On s'y attendait, le petit jeu est vite devenu ici d'essayer des reconnaître les morceaux sous leurs nouveaux habits, de déterminer lesquels en sortent magnifiés, ou pas, d'évaluer ce que nous apporte ce regard différent. Pour ma part, je n'ai pas éprouvé de révélation décoiffante, je n'ai opéré aucune révolution copernicienne dans ma perception de l'oeuvre. Le plus souvent en effet, le caractère des morceaux n'est pas fondamentalement changé par la nouvelle approche. Je dirais toutefois que la plupart du temps, les nouveaux arrangements procurent aux chansons une plus grande simplicité, une légèreté plus décontractée. Toutes ces versions étant plus ou moins conçues d'un seul jet, elles présentent également une plus grande homogénéité. Ont retenu tout de suite mon attention la version très différente pour le coup de I'll Be Your Baby Tonight (où la fantaisie d'une ballade country devient presque un rock fiévreux) ainsi que celle, délicieusement fraîche, de Forever Young. Je suis aussi tombé sous le charme du tout simple Sierra's Theme, le joli instrumental qui clôt le disque et qui – il me semble – est un morceau original.

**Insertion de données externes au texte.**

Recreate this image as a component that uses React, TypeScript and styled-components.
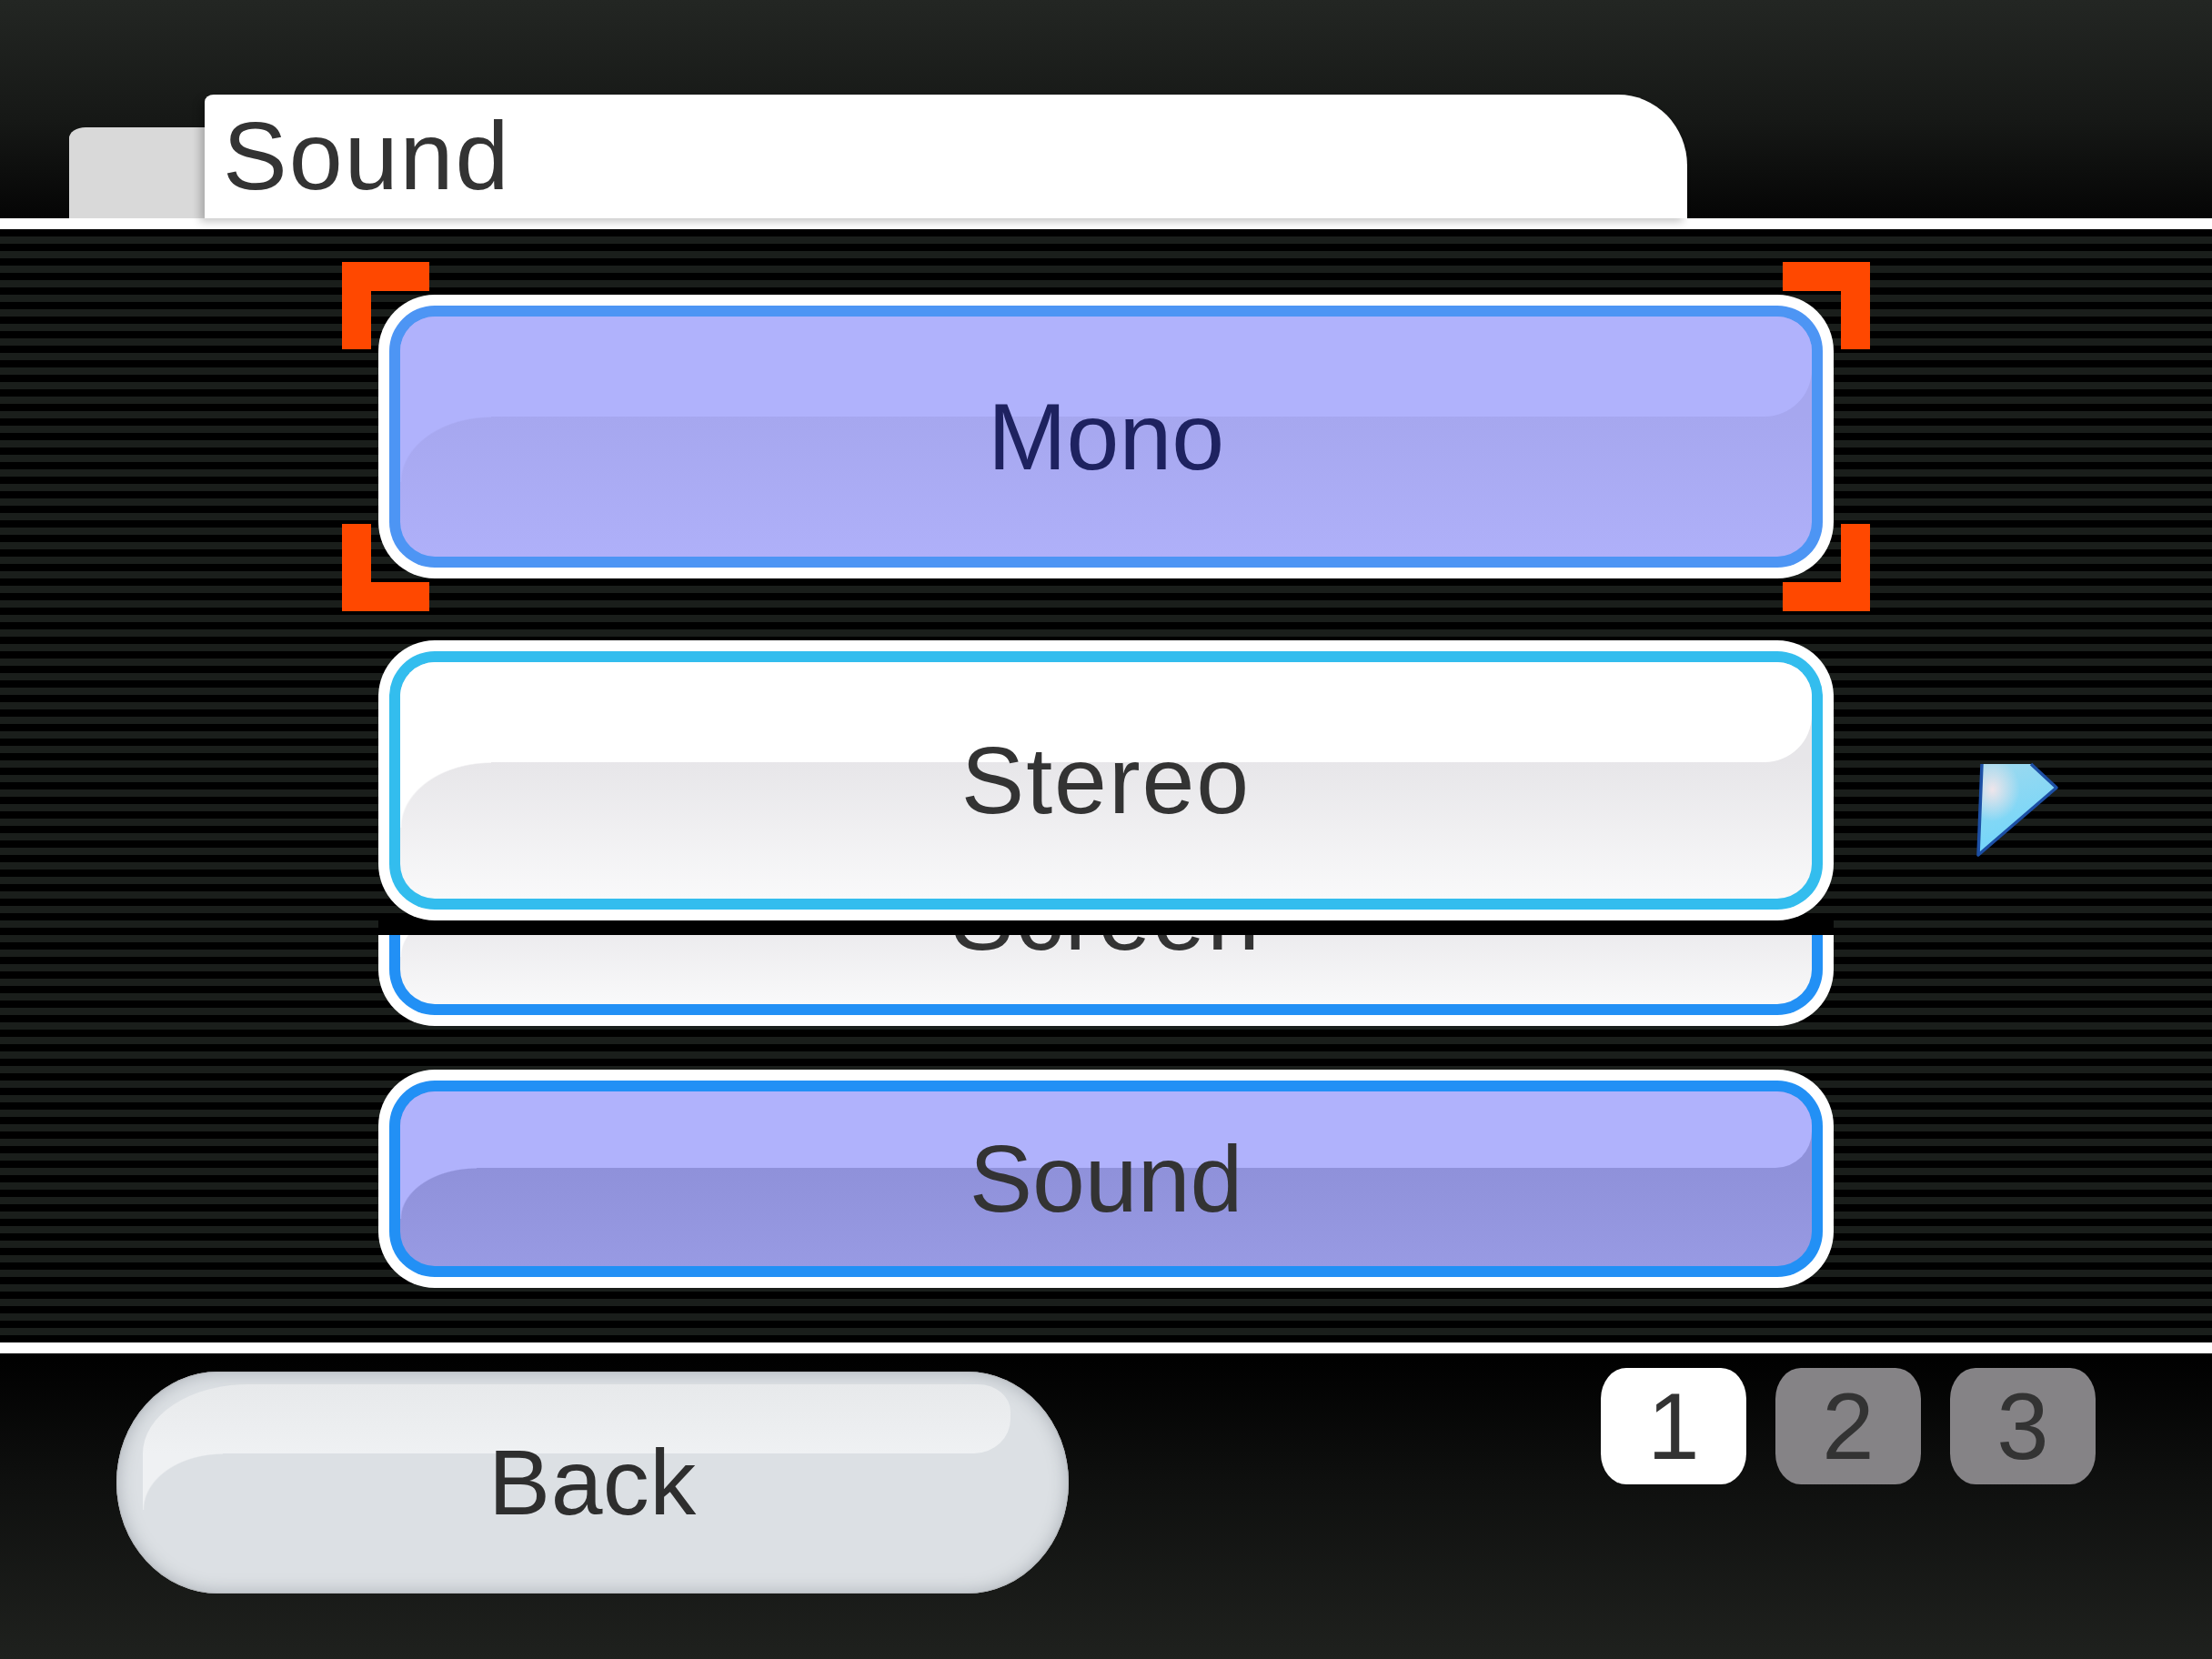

Aucun reproche à faire au son de ce disque. C'est proprement enregistré. Peut-être pourrait-on espérer un peu plus de couleur et de chaleur, mais ça ne tient pas à grand chose. Le disque n'est pas froid, mais plus aéré que je ne l'aurais cru ; une ambiance plus boisée, cotonneuse, poisseuse ne lui aurait pas fait de mal.

Quoi qu'il en soit, cela reste une très intéressante expérience que nous propose ici Bob Dylan, une aimable récréation, mais pas de quoi constituer non plus un apport majeur de sa discographie. C'est un très beau témoignage de sa capacité à réinventer son répertoire, faire évoluer ses chansons, démontrer que rien n'est figé, faire du neuf avec du vieux, en bon artiste folk. Enfin aussi, malgré son statut hybride, c'est le premier disque à peu près « live » depuis le Unplugged de 1995 ; rien que pour ça, c'est presque un petit événement en fait.

C'est tout pour aujourd'hui. Portez-vous bien et écoutez de la musique.